### Data

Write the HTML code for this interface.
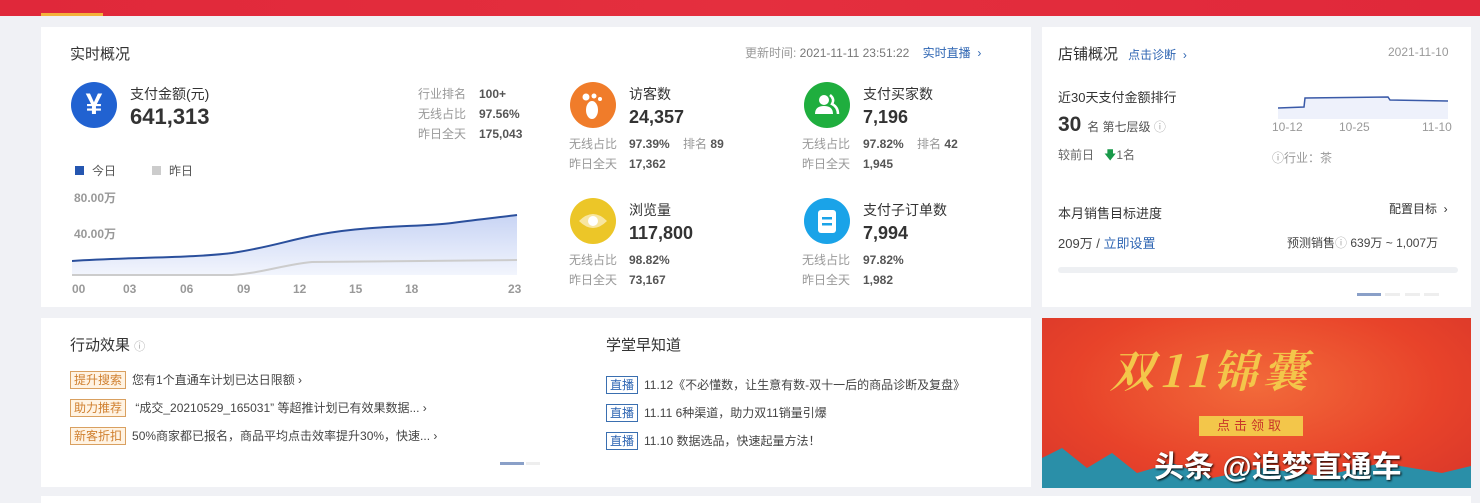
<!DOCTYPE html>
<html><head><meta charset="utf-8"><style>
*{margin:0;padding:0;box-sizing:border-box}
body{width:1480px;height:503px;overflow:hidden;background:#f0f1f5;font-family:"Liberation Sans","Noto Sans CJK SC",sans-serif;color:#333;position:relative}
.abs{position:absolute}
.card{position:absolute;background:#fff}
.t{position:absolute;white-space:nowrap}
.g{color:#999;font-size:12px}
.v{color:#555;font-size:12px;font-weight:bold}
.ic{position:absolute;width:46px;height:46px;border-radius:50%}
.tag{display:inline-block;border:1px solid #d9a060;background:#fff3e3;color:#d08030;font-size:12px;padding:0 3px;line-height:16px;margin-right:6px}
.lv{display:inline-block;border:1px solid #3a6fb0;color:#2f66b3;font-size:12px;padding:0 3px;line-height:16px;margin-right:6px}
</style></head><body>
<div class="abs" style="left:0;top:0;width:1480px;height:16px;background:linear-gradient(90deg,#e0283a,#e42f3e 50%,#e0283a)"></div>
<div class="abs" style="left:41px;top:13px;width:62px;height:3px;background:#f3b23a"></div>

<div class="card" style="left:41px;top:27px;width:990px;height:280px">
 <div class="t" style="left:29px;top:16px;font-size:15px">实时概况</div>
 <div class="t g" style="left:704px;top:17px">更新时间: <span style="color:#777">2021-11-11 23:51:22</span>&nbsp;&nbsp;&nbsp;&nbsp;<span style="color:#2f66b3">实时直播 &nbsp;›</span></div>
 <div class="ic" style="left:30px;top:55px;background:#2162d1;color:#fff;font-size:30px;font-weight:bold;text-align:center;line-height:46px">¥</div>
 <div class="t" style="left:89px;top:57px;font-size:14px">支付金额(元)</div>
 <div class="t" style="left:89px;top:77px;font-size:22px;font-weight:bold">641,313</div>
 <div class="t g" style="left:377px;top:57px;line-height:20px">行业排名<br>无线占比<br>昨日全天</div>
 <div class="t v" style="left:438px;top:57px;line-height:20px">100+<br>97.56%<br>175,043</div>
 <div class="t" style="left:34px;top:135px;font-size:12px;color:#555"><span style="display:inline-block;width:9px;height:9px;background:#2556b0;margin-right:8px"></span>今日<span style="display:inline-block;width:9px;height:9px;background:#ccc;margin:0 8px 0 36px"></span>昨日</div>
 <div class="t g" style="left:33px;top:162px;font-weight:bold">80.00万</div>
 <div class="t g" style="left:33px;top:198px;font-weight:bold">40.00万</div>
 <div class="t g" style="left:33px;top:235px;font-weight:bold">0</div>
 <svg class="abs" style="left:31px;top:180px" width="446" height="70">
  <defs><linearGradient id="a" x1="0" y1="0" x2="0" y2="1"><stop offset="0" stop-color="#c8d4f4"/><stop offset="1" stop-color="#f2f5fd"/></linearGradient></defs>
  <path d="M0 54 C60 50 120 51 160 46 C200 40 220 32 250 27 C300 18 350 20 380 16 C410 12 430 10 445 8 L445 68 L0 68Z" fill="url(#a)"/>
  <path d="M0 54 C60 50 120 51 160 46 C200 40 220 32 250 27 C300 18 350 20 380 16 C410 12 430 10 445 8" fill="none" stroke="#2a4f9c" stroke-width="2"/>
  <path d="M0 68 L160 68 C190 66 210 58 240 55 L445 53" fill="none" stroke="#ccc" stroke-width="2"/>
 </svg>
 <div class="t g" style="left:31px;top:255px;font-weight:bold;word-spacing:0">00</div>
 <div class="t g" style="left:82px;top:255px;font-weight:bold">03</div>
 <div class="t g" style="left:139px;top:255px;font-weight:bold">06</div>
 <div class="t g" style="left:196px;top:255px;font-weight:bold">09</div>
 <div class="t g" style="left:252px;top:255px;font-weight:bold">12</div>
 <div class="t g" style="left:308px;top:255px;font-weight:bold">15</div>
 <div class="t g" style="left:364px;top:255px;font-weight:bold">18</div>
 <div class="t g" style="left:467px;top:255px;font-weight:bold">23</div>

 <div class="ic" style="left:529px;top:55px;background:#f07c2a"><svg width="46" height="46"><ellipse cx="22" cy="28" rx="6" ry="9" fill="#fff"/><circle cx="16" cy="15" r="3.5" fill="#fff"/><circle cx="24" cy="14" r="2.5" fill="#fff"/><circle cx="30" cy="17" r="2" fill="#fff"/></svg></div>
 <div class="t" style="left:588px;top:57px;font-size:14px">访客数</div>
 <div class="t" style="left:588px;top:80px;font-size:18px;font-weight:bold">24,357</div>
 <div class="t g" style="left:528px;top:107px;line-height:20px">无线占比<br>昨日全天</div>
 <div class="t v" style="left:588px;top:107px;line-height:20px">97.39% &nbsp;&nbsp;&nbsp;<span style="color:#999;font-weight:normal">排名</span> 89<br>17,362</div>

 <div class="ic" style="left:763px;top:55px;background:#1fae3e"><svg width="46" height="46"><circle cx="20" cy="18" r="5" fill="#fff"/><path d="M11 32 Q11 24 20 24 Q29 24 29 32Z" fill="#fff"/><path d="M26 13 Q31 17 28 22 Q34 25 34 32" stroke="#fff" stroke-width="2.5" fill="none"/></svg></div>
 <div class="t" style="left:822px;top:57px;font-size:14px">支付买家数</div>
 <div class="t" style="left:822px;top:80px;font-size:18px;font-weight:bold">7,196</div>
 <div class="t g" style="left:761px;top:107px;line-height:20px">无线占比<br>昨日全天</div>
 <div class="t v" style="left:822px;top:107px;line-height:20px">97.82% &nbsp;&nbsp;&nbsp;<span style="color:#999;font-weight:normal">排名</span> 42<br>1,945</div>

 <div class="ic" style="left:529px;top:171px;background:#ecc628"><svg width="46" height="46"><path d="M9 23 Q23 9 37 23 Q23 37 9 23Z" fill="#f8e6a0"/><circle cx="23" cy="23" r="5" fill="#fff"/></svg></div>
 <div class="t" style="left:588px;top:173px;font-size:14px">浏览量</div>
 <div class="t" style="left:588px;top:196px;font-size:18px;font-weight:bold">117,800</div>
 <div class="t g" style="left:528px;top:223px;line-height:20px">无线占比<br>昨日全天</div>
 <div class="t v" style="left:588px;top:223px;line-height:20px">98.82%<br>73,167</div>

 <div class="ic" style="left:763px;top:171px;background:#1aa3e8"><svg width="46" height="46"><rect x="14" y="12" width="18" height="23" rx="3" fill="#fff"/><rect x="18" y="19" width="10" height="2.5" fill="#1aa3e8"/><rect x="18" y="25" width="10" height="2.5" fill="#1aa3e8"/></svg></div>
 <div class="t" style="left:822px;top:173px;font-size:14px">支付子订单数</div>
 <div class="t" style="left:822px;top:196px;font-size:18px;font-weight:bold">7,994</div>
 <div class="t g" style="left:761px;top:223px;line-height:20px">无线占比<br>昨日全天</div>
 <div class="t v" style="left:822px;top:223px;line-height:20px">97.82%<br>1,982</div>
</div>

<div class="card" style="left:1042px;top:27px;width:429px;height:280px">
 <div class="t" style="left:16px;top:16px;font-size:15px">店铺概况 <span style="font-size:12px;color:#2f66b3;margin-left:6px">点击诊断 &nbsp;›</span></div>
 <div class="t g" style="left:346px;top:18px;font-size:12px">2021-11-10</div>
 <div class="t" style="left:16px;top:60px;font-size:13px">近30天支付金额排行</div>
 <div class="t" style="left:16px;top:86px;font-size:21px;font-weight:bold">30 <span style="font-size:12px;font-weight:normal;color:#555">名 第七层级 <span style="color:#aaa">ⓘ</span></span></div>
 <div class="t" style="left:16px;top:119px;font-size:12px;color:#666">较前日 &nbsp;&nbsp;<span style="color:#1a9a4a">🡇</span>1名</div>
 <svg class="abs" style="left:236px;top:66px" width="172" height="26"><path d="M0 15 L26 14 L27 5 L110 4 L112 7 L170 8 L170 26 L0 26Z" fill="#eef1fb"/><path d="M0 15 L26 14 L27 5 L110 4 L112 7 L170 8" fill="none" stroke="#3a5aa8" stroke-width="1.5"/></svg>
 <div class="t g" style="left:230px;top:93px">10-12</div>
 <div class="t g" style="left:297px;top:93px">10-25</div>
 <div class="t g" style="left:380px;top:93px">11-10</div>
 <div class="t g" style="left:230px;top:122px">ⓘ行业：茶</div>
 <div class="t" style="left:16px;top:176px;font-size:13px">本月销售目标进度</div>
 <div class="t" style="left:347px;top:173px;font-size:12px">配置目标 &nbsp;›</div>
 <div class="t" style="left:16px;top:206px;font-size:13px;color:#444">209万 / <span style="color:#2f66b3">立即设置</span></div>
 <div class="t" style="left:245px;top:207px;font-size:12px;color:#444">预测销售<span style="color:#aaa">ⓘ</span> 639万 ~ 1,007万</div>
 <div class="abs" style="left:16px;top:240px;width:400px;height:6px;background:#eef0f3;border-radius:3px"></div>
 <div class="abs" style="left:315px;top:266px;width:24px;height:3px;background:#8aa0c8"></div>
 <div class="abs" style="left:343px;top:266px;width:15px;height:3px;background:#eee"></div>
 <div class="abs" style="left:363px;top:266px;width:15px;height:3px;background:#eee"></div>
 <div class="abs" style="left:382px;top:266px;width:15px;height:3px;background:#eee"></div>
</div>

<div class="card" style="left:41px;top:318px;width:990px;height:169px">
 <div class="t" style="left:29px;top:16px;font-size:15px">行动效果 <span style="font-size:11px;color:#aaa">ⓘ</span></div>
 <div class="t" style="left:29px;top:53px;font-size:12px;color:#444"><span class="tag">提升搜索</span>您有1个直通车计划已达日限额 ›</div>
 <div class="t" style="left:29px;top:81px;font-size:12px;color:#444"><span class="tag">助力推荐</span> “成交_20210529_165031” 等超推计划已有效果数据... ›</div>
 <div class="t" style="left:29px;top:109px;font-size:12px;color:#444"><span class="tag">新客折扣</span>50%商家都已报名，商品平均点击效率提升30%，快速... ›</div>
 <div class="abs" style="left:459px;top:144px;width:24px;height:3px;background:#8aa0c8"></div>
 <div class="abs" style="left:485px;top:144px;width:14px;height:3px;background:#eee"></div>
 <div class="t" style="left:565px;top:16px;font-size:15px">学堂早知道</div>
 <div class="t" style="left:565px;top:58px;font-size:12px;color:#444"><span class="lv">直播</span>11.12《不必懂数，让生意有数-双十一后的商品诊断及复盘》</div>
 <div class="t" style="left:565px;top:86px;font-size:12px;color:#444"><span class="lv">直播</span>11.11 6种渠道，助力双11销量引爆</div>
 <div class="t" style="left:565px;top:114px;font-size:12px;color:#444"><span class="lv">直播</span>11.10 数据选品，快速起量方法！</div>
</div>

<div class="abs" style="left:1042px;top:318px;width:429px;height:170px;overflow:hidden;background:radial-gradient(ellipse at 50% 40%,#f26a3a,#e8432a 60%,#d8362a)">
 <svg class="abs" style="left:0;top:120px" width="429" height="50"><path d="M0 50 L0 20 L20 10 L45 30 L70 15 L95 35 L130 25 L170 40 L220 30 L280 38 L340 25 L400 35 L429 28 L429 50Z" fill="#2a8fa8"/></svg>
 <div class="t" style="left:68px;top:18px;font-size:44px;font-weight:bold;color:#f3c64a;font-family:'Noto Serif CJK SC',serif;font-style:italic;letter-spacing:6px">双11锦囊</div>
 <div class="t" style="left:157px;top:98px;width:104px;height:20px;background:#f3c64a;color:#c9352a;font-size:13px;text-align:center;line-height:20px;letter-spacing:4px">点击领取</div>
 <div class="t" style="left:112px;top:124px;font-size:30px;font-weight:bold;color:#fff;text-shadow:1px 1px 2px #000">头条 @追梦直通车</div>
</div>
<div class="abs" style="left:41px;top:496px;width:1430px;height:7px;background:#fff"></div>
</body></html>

######
### Data

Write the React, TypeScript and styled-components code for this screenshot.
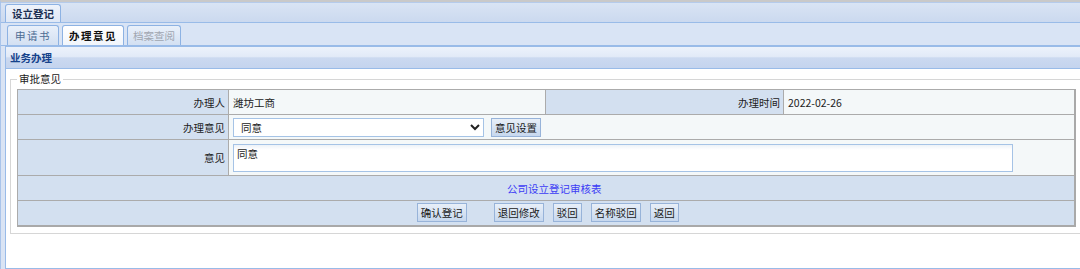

######
### Data

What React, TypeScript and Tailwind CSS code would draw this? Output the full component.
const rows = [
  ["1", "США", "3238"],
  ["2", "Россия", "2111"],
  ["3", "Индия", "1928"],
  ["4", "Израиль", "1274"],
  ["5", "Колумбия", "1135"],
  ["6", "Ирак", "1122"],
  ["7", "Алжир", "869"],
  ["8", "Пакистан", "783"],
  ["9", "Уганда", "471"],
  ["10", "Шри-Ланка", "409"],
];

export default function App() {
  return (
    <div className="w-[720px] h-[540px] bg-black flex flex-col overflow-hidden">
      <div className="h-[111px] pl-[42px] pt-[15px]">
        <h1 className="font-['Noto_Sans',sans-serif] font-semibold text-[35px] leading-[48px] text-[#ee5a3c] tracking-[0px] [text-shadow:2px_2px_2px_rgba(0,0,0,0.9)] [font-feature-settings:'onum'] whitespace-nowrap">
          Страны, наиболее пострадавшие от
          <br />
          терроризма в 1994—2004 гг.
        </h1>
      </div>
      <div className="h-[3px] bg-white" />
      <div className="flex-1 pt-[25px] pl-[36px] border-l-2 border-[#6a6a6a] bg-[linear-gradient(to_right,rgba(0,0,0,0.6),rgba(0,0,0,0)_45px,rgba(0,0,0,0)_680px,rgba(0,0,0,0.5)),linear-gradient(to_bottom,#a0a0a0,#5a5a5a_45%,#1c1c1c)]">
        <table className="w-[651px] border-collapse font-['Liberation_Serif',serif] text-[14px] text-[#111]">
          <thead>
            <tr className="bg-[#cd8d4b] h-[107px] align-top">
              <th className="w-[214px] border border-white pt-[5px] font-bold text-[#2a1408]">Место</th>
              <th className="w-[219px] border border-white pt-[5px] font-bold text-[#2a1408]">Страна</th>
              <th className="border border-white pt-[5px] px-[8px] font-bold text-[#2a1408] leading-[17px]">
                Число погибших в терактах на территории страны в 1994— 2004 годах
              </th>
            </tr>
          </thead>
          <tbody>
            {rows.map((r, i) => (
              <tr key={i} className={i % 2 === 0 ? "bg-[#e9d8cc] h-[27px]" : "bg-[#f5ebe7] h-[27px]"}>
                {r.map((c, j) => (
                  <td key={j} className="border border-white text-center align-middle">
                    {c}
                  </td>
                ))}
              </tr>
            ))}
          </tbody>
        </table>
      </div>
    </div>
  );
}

######

Which lines in the listing above hold the word "TypeScript"? Show each of them.

Write the React, TypeScript and styled-components code for this screenshot.
What React, TypeScript and Tailwind CSS code would draw this? Output the full component.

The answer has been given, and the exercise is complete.